The State, or any agency of the State, is not expressly identified within the definition of "person" or "public utility"; neither is there any specific reference to the State in N.C. Gen. Stat. §62-302. North Carolina law has consistently found that a general statute is not applicable to the State, or agency thereof, unless the State is expressly included in the statute. Yancey v. Highway Commission, 222 N.C. 106, 22 S.E.2d 256 (1942). See also Davidson County v. City of High Point, 85 N.C. App. 26, 37, 354 S.E.2d 250 (1987).

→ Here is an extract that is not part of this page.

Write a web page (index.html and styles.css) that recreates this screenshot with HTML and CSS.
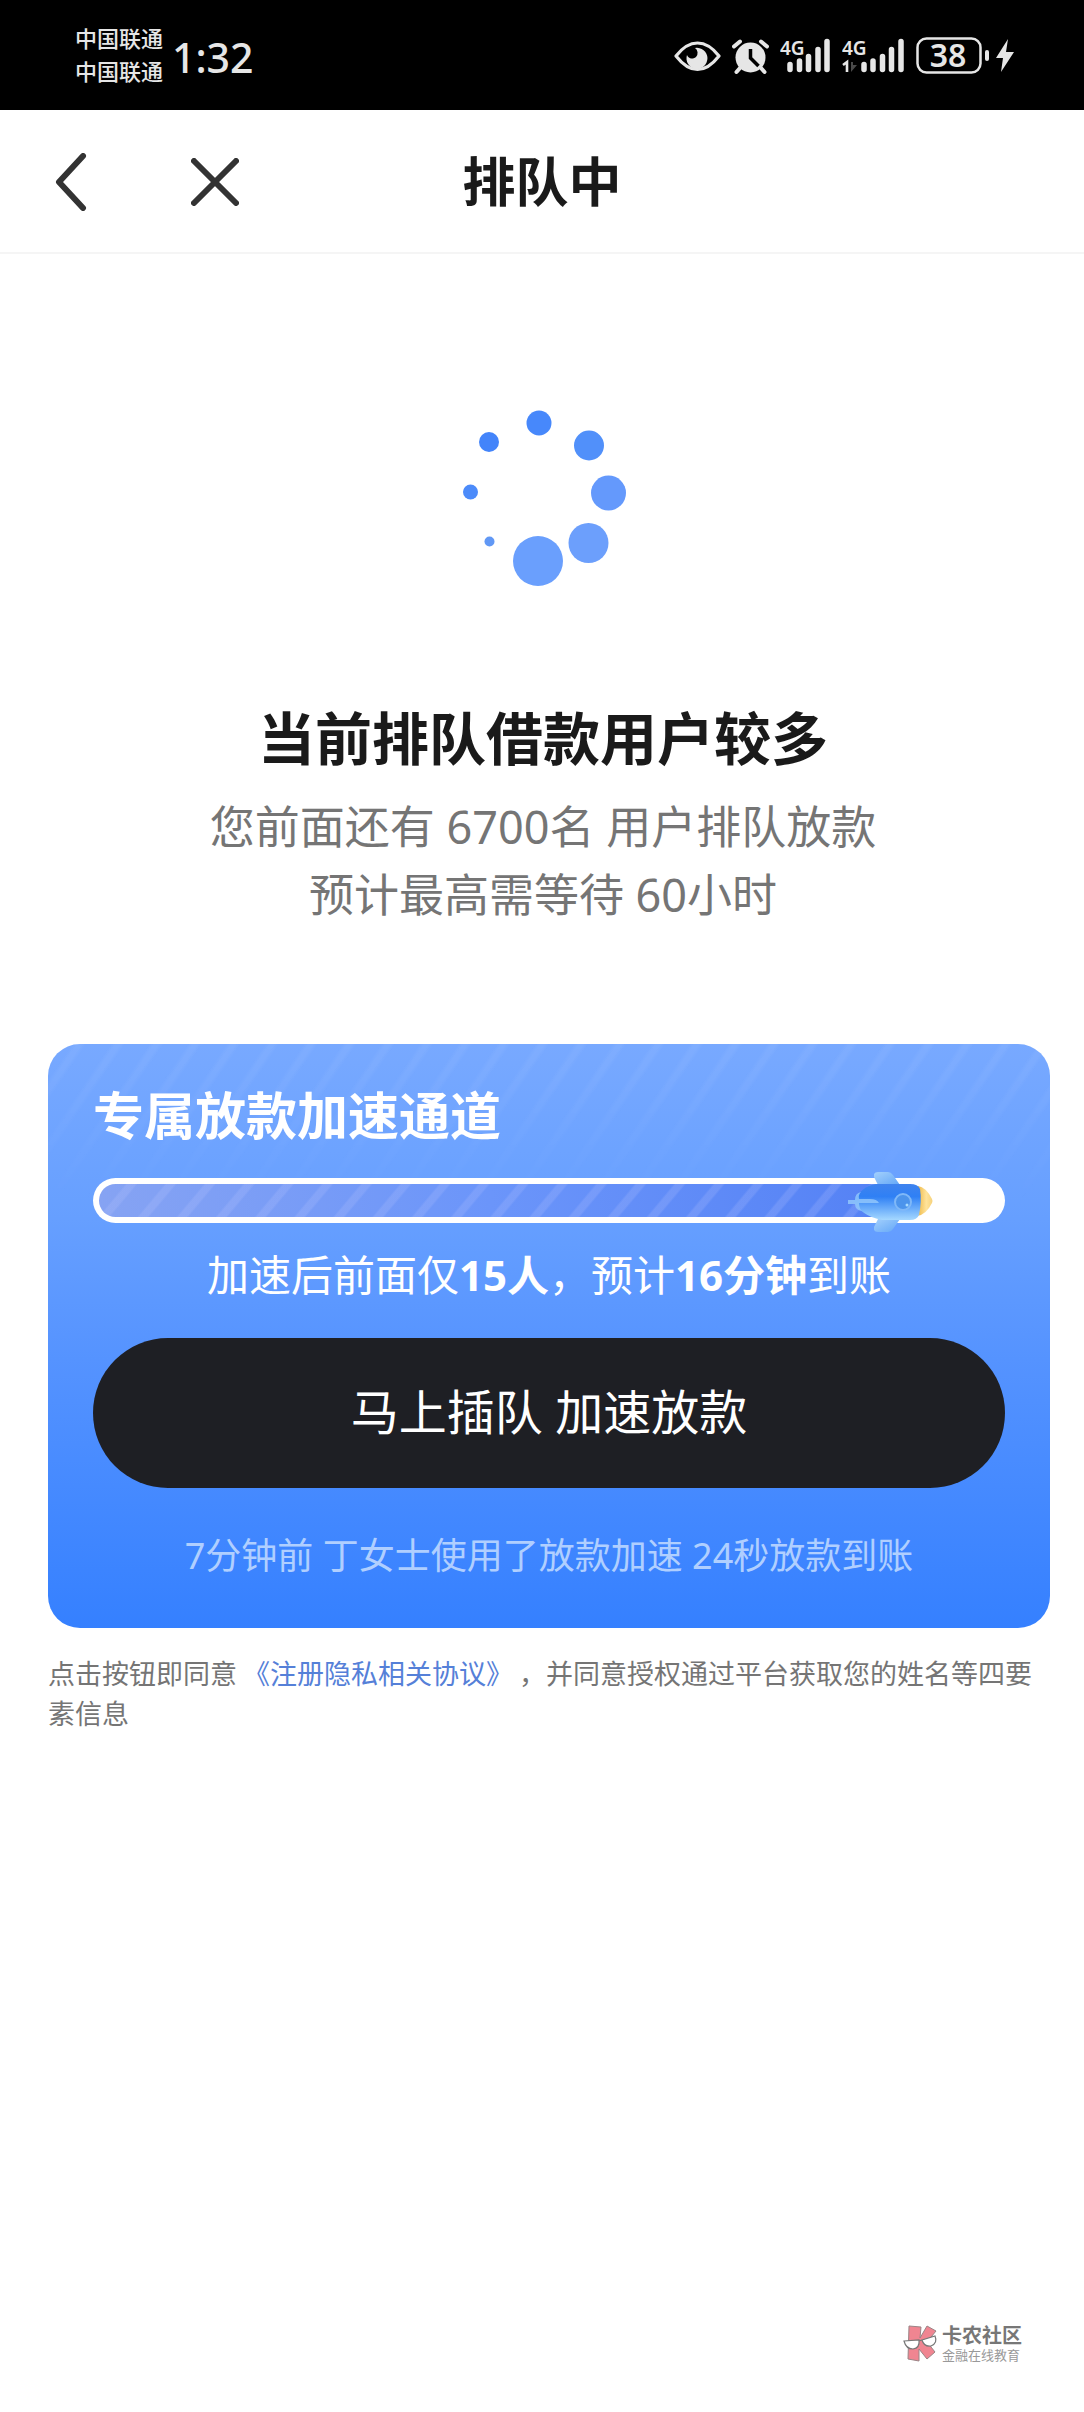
FILE: index.html
```html
<!DOCTYPE html>
<html lang="zh-CN">
<head>
<meta charset="utf-8">
<meta name="viewport" content="width=device-width, initial-scale=1">
<title>排队中</title>
<link rel="stylesheet" href="styles.css">
</head>
<body>
<div class="page">
  <div class="status">
    <div class="carriers"><span>中国联通</span><span>中国联通</span></div>
    <span class="clock">1:32</span>
    <div class="status-icons">
      <svg width="47" height="40" viewBox="0 0 47 40" aria-hidden="true">
        <path d="M2 21C9 12 16 8 23.500 8S38 12 45 21C38 30 31 34.500 23.500 34.500S9 30 2 21Z" fill="none" stroke="#e6e6e6" stroke-width="3.200" stroke-linejoin="round"/>
        <path d="M21 13a10.500 10.500 0 1 1-8 7 5.500 5.500 0 0 0 9 2 6 6 0 0 0-1-9Z" fill="#e6e6e6"/>
      </svg>
      <svg width="37" height="40" viewBox="0 0 37 40" aria-hidden="true">
        <circle cx="18.500" cy="22.500" r="15" fill="#e6e6e6"/>
        <path d="M2 11.500L8 6.500M35 11.500L29 6.500M8 33L4.500 37M29 33l3.500 4" stroke="#e6e6e6" stroke-width="4" stroke-linecap="round"/>
        <path d="M18.500 14v9l8 8" fill="none" stroke="#000" stroke-width="3.500"/>
      </svg>
      <svg width="51" height="40" viewBox="0 0 51 40" role="img" aria-label="4G">
        <text class="net" x="0" y="20">4G</text>
        <path d="M10 29.500v5M19.500 26v8.500M28.500 21.500v13M38 14.500v20M47 6.500v28" stroke="#e6e6e6" stroke-width="5.500" stroke-linecap="round"/>
      </svg>
      <svg width="63" height="40" viewBox="0 0 63 40" role="img" aria-label="4G">
        <text class="net" x="0" y="20">4G</text>
        <path d="M1 30l4-3v10" fill="none" stroke="#e6e6e6" stroke-width="2.600"/>
        <path d="M9 27v10l6-7h-4v-3Z" fill="#4a4a4a"/>
        <path d="M22 29.500v5M31 26v8.500M40.500 21.500v13M49.500 14.500v20M59 6.500v28" stroke="#e6e6e6" stroke-width="5.500" stroke-linecap="round"/>
      </svg>
      <svg width="98" height="52" viewBox="0 -6 98 52" role="img" aria-label="38%">
        <rect x="1.500" y="3.500" width="63" height="34" rx="9" fill="none" stroke="#e6e6e6" stroke-width="2.500"/>
        <rect x="69" y="15" width="4" height="11" rx="2" fill="#e6e6e6"/>
        <text class="charge" x="32" y="32">38</text>
        <path d="M92 4L80 23h7l-2 14 13-20h-8Z" fill="#e6e6e6"/>
      </svg>
    </div>
  </div>

  <header class="nav">
    <div class="nav-actions">
      <button class="icon-btn" type="button" aria-label="返回">
        <svg width="32" height="58" viewBox="0 0 32 58"><path d="M28 3L4 29l24 26" fill="none" stroke="#333" stroke-width="6" stroke-linecap="round" stroke-linejoin="round"/></svg>
      </button>
      <button class="icon-btn" type="button" aria-label="关闭">
        <svg width="48" height="48" viewBox="0 0 48 48"><path d="M3 3l42 42M45 3L3 45" fill="none" stroke="#333" stroke-width="6" stroke-linecap="round"/></svg>
      </button>
    </div>
    <h1 class="nav-title">排队中</h1>
  </header>

  <main class="content">
    <section class="queue">
      <svg width="170" height="176" viewBox="0 0 170 176" aria-hidden="true">
        <circle cx="81" cy="13" r="12.500" fill="#4788fb"/>
        <circle cx="131" cy="35.500" r="15" fill="#5190fa"/>
        <circle cx="150.500" cy="83" r="17.500" fill="#6499fc"/>
        <circle cx="130.500" cy="133" r="20" fill="#6c9ffc"/>
        <circle cx="80" cy="151" r="25" fill="#6a9ffd"/>
        <circle cx="31.500" cy="131.500" r="5" fill="#6198f5"/>
        <circle cx="12.500" cy="82" r="7.500" fill="#4c8bfa"/>
        <circle cx="31" cy="32" r="10" fill="#4384fa"/>
      </svg>
      <h2 class="queue-title">当前排队借款用户较多</h2>
      <p class="queue-text">您前面还有 6700名 用户排队放款<br>预计最高需等待 60小时</p>
    </section>

    <section class="card">
      <h2 class="card-title">专属放款加速通道</h2>
      <div class="track">
        <div class="track-fill"></div>
        <svg class="rocket" width="86" height="60" viewBox="0 0 86 60" aria-hidden="true">
          <defs>
            <linearGradient id="body" x1="0" y1="0" x2="0" y2="1"><stop offset="0" stop-color="#3f83ee"/><stop offset=".35" stop-color="#2f80f5"/><stop offset="1" stop-color="#a5d8ff"/></linearGradient>
            <linearGradient id="wing" x1="0" y1="0" x2="1" y2="1"><stop offset="0" stop-color="#a3d0fc"/><stop offset="1" stop-color="#62a6f7"/></linearGradient>
            <linearGradient id="nose" x1="0" y1="0" x2="1" y2="0"><stop offset="0" stop-color="#edb541"/><stop offset=".6" stop-color="#ffe39a"/><stop offset="1" stop-color="#f6d27c"/></linearGradient>
          </defs>
          <path d="M26 2q1-2 4-2h10q3 0 5 3l7 10H30l-4-8Z" fill="url(#wing)"/>
          <path d="M26 58q1 2 4 2h10q3 0 5-3l7-10H30l-4 8Z" fill="url(#wing)"/>
          <path d="M70 14q8 1 14 13 1 2 0 4-6 12-15 13Z" fill="url(#nose)"/>
          <path d="M28 12h34q8 0 10 5 2 12-1 26-2 5-9 5H34Q13 44 6 29 14 14 28 12Z" fill="url(#body)"/>
          <path d="M0 28h7q0-7 6-8-3 3-2 7h11q7 0 9 4H11q0 5 3 8-7-1-7-7H0Z" fill="#91c5fb" opacity=".85"/>
          <circle cx="55" cy="30" r="8" fill="#4c94ec" stroke="#7fb8f8" stroke-width="2"/>
          <circle cx="59" cy="33" r="1.500" fill="#a9dcff"/>
        </svg>
      </div>
      <p class="card-text">加速后前面仅<strong>15人</strong>，预计<strong>16分钟</strong>到账</p>
      <button class="cta" type="button">马上插队 加速放款</button>
      <p class="card-note">7分钟前 丁女士使用了放款加速 24秒放款到账</p>
    </section>

    <p class="terms">点击按钮即同意 <a href="#terms">《注册隐私相关协议》</a> ，并同意授权通过平台获取您的姓名等四要素信息</p>
  </main>

  <footer class="brand">
    <svg width="36" height="38" viewBox="0 0 36 38" aria-hidden="true">
      <path d="M6 1L18 2 17 13 24 1 33 6 24 17 32 27 24 34 16 24 16 36 5 34Z" fill="#f08591" stroke="#9a8486" stroke-width="1"/>
      <path d="M1 16l15-1q1 8-6 9-7 0-9-8ZM19 15l13-4q3 7-4 10-7 1-9-6ZM16 16l3-1" fill="#fff" stroke="#777" stroke-width="1.200"/>
    </svg>
    <div class="brand-text"><span class="brand-name">卡农社区</span><span class="brand-sub">金融在线教育</span></div>
  </footer>
</div>
</body>
</html>
```
FILE: styles.css
```css
* { box-sizing: border-box; }
body {
  margin: 0;
  background: #fff;
  color: #1a1a1a;
  font-family: "Noto Sans", "Noto Sans CJK SC", sans-serif;
}
h1, h2, p { margin: 0; }
button { font: inherit; border: 0; padding: 0; background: none; color: inherit; cursor: pointer; }
svg { display: block; flex: none; }

.page { display: flex; flex-direction: column; min-height: 100vh; }

.status {
  display: flex;
  align-items: center;
  height: 110px;
  padding: 0 70px 0 75px;
  background: #000;
  color: #e6e6e6;
}
.carriers { display: flex; flex-direction: column; font-size: 22px; line-height: 33px; font-weight: 500; }
.clock { margin-left: 9px; padding-top: 4px; font-size: 41px; line-height: 60px; font-weight: 500; }
.status-icons { display: flex; align-items: center; gap: 11px; margin-left: auto; }
.net { font-size: 19px; font-weight: 600; fill: #e6e6e6; }
.charge { font-size: 32px; font-weight: 600; fill: #e6e6e6; text-anchor: middle; }

.nav {
  display: grid;
  grid-template-columns: 1fr auto 1fr;
  align-items: center;
  height: 144px;
  padding: 2px 55px 0;
  border-bottom: 2px solid #f5f5f5;
}
.nav-actions { display: flex; align-items: center; gap: 104px; }
.icon-btn { display: flex; }
.nav-title { font-size: 53px; line-height: 80px; font-weight: 700; }

.content { padding: 156px 34px 0 48px; }
.queue { display: flex; flex-direction: column; align-items: center; margin-right: 12px; text-align: center; }
.queue-title { margin-top: 112px; font-size: 57px; line-height: 80px; font-weight: 700; }
.queue-text { margin-top: 15px; font-size: 45px; line-height: 68px; color: #757575; }

.card {
  position: relative;
  display: flex;
  flex-direction: column;
  margin-top: 115px;
  padding: 36px 45px 47px;
  border-radius: 32px;
  background: linear-gradient(#78a9ff, #669fff 30%, #5593ff 54%, #3580ff);
  color: #fff;
  text-align: center;
  overflow: hidden;
}
.card::before {
  content: "";
  position: absolute;
  inset: 0 0 auto;
  height: 160px;
  background: repeating-linear-gradient(124deg, transparent 0 20px, rgba(255, 255, 255, .06) 24px 28px, transparent 32px);
  mask-image: linear-gradient(#000, transparent);
}
.card-title { font-size: 51px; line-height: 70px; font-weight: 700; text-align: left; }
.track {
  position: relative;
  display: flex;
  height: 45px;
  margin-top: 28px;
  padding: 6px;
  border-radius: 23px;
  background: #fff;
}
.track-fill {
  width: 87%;
  border-radius: 17px 0 0 17px;
  background:
    repeating-linear-gradient(130deg, transparent 0 20px, rgba(190, 200, 255, .2) 22px 28px, transparent 30px),
    linear-gradient(90deg, #86a3f3, #6b95fa 50%, #5582f5);
}
.rocket { position: absolute; right: 71px; top: -6px; }
.card-text { margin-top: 22px; font-size: 42px; line-height: 60px; }
.cta {
  height: 150px;
  margin-top: 33px;
  padding-bottom: 3px;
  border-radius: 75px;
  background: #1e1f24;
  font-size: 48px;
  line-height: 70px;
}
.card-note { margin-top: 43px; font-size: 36px; line-height: 50px; color: #b0cfff; }

.terms {
  margin-top: 25px;
  color: #757575;
  font-family: "Noto Sans CJK SC", sans-serif;
  font-size: 27px;
  line-height: 40px;
}
.terms a { color: #5580d8; text-decoration: none; }

.brand { display: flex; align-items: center; justify-content: flex-end; gap: 3px; margin-top: auto; padding: 40px 62px 49px; }
.brand-text { display: flex; flex-direction: column; color: #777; }
.brand-name { font-size: 20px; line-height: 22px; font-weight: 700; }
.brand-sub { font-size: 13px; line-height: 16px; color: #999; }
```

When these rules are applied to the language in the relevant statutes, it is clear that the statutory definition of public utility does not include the Department of Corrections and the Department is thus not subject to the payment of the regulatory fee set out in N. C. Gen. Stat. §62-302. This conclusion is consistent with prior case law and formal opinions of the Attorney General.
In State ex. rel. Utilities Commission v. Chapel Hill Telephone Company, 12 N.C. App. 543, 183 S.E.2d 802, cert. denied, 279 N.C. 729, 184 S.E.2d 887 (1971), the court applied this standard in determining that the University of North Carolina at Chapel Hill, an agency of the State, was not included in the definition of "public utility" as then defined in Chapter 62 and was, therefore, not subject to the authority of the Commission. The statute was later amended to specifically include the University of North Carolina system.
In a formal opinion issued on June 8, 1993, the Attorney General, citing Yancey v. State Highway Commission, supra., determined that the North Carolina State Ports Authority is not a public utility as defined by N.C. Gen. Stat. §62-3(23) and that its services, rates, and charges are not subject to regulation of the North Carolina Utilities Commission.
In conclusion, the Department of Correction, as a State agency, is not a public utility within the meaning of N.C. Gen. Stat. §62-3(23) and, therefore, is not subject to the regulatory fee requirements of N.C. Gen. Stat. §62-302.